• WHAT YOU WILL DO:
Tally every line featuring "matches", then give that tally alone.

• RECORDS SUPPLIED:
****************************************

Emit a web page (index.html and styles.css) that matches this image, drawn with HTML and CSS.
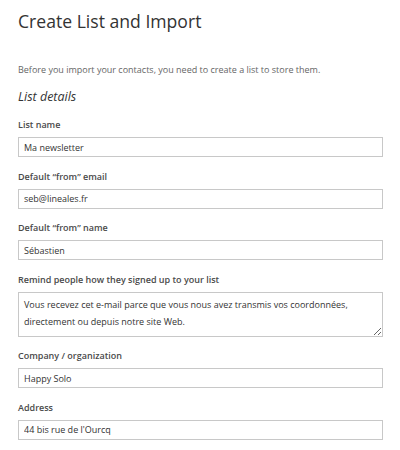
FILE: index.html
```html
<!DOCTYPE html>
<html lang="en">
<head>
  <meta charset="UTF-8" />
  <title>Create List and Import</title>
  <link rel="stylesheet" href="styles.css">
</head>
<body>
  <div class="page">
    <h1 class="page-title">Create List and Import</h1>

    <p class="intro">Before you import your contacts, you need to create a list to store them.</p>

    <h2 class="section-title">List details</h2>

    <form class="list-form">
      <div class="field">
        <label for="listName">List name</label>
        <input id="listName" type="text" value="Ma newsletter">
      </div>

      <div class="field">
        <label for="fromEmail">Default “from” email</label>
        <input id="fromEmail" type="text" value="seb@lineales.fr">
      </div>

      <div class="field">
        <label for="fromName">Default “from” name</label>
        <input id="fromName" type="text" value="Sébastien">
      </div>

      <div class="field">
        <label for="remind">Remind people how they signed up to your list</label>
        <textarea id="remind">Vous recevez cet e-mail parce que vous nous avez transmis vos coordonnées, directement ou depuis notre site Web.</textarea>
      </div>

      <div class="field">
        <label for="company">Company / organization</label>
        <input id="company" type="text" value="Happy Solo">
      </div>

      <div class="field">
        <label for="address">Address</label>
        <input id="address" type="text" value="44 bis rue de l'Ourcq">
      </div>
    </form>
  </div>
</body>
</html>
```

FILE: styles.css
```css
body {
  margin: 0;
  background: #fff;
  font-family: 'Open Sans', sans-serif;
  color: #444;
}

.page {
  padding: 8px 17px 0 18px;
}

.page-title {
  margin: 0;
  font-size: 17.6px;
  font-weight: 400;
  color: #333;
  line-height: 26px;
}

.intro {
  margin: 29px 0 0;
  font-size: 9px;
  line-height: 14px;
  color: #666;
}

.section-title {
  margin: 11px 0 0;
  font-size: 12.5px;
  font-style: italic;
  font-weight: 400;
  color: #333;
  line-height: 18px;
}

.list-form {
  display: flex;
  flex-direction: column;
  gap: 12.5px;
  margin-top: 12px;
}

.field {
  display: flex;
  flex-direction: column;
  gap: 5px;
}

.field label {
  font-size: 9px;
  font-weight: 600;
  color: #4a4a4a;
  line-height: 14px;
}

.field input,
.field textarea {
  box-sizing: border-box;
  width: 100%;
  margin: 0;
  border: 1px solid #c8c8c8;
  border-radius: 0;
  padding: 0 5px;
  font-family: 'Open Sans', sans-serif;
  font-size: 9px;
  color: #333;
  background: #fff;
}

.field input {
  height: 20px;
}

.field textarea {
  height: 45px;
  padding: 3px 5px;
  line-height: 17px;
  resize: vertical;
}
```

****************************************

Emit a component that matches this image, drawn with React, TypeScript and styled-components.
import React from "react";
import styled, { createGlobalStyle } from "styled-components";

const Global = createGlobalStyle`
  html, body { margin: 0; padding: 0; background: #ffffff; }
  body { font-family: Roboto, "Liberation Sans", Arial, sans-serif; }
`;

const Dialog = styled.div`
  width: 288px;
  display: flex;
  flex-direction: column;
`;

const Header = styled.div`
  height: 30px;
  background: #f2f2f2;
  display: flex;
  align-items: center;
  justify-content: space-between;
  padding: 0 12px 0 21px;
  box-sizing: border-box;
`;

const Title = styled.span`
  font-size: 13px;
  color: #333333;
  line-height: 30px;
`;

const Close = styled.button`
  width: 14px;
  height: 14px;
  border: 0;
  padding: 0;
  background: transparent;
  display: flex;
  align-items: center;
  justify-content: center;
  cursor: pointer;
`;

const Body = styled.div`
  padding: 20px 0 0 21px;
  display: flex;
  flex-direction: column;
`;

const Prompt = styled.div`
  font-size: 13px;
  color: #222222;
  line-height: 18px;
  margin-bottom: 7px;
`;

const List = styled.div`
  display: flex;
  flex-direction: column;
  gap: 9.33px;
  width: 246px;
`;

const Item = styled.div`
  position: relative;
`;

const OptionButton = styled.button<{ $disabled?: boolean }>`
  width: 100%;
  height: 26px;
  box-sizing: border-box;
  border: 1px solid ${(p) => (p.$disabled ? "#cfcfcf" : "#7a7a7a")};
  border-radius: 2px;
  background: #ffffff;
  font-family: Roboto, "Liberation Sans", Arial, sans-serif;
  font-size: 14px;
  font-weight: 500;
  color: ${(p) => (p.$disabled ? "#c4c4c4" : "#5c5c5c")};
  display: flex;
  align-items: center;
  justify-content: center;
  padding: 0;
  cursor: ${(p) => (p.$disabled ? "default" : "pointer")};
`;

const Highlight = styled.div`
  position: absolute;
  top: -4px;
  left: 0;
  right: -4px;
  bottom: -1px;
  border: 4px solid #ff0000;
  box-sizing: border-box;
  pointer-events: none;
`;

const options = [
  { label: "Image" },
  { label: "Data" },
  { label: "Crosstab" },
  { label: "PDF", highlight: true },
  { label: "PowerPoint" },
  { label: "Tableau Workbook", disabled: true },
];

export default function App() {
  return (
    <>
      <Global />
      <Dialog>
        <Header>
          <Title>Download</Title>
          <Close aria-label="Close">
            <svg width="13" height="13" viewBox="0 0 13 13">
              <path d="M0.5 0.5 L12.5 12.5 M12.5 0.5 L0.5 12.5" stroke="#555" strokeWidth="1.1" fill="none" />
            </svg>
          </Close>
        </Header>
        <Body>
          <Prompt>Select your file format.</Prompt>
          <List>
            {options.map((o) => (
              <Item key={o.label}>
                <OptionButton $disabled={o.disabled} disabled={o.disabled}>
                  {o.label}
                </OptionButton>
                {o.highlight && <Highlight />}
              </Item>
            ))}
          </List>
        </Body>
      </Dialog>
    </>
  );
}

****************************************

• EXPECTED ANSWER:
2